I've had this lens for over a year now and I really like it. It's sharper than the Pentacon 135 and the Pentax-M 135 that I've previously used and overall a better performer than the Vivitar 135, although not by much. It has very good sharpness even at 3,5. In fact, it doesn't gain much IQ when stopped down, the resolution is already there at 3,5. It has some drawbcks though, with no hood you get quite a bit of flare and coma that can get out of control easily. Soem of these problems are down to inner parts of the lens not being painted black and reflecting some of the light. I guess this wasn't a problem back in analogue days, but on digital it is. Also the colours are not quite as bright and saturated as with my Pentax-A 35-105mm. Still, overall a good lens, especially for the price.

   
Senior Member

Registered: May, 2012
Location: Concepción, Chile
Posts: 127
Lens Review Date: July 1, 2012 I can recommend this lens: Yes | Price: $55.00 | Rating: 8 

 
Pros: Unexpensive, sturdy
Cons: Flaring, coma (but you may like it), stiff focus ring (my copy)
Sharpness: 6    Bokeh: 7    Handling: 5    Value: 10   

This is a great lens for some purposes, in particular headshots. It is so common, you can probably find it for less than I did, and then, it is great value, too.

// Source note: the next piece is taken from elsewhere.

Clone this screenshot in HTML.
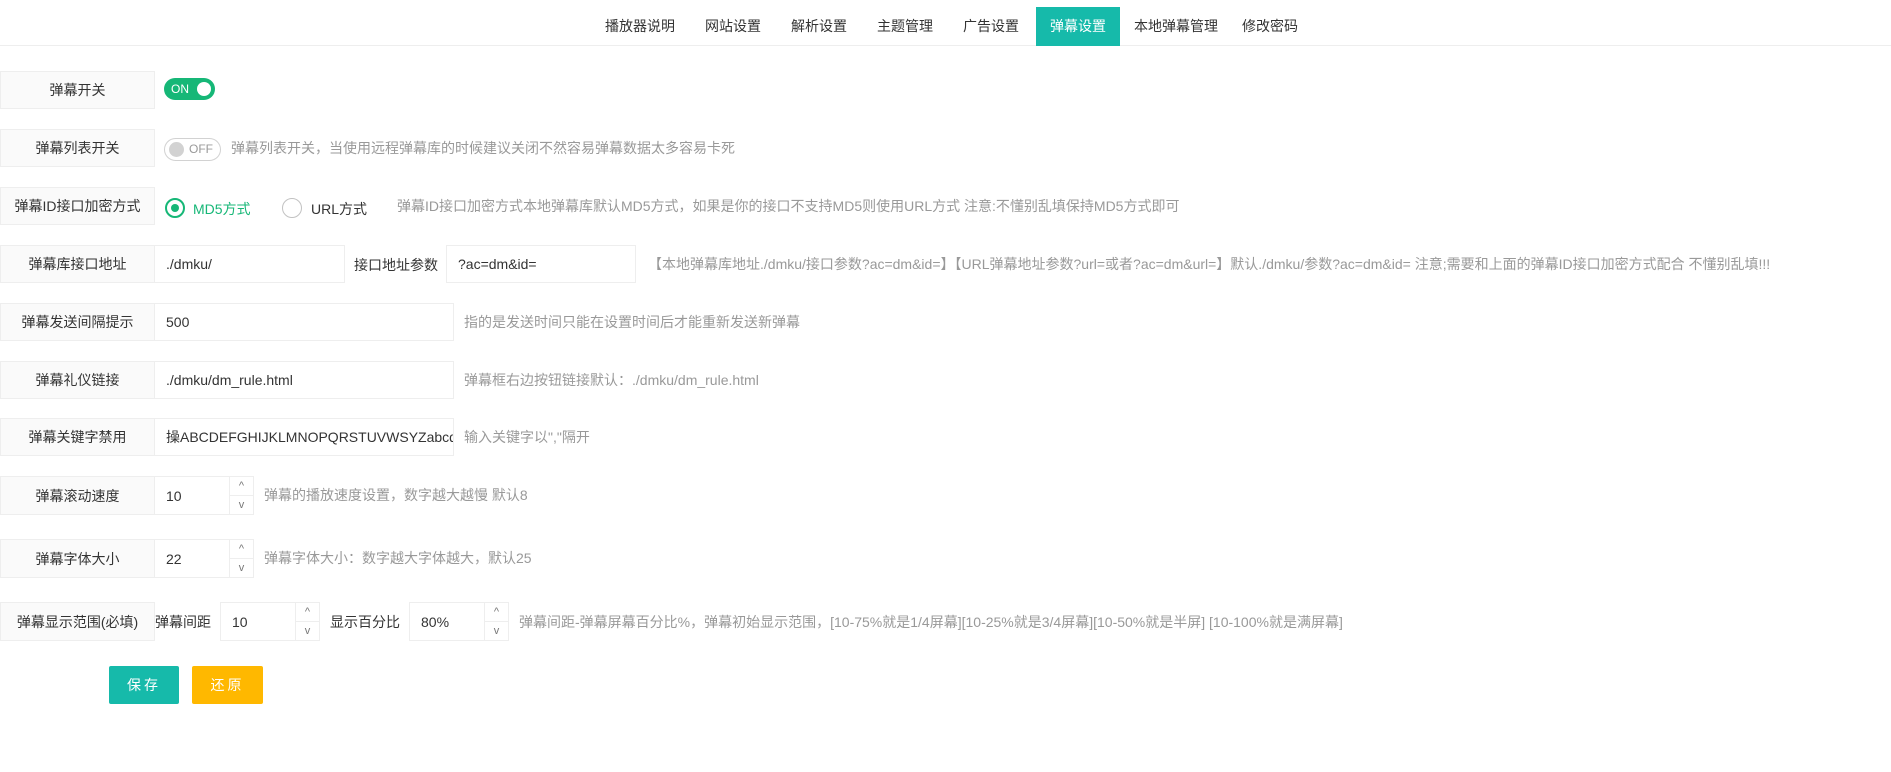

Flaring is a bit annoying and, sharpness is ok at the center to poor at the borders and, at least my copy, has ridiculous amounts of coma and astigmatism. This makes this lens, IMO, unsuitable for e.g. wildlife, but at the same time gives it a very nice character for some other uses, like outdoors portraits.

Build quality is a two edged sword with this thing: First, if you drop the camera lens first, you are more likely to break the camera mount than any part of the lens -- it is pure thick (1mm at least) soviet metal. On the other hand, the precision of the focusing helicoid is so-so. Which leads to some handling issues. My copy's focusing ring tightens when focusing away. You may need to clean it if it has been sitting in a shelf for too long.

All in all, I recommend this lens, as long as you know its limitations, and don't expect it to be your all-around tele.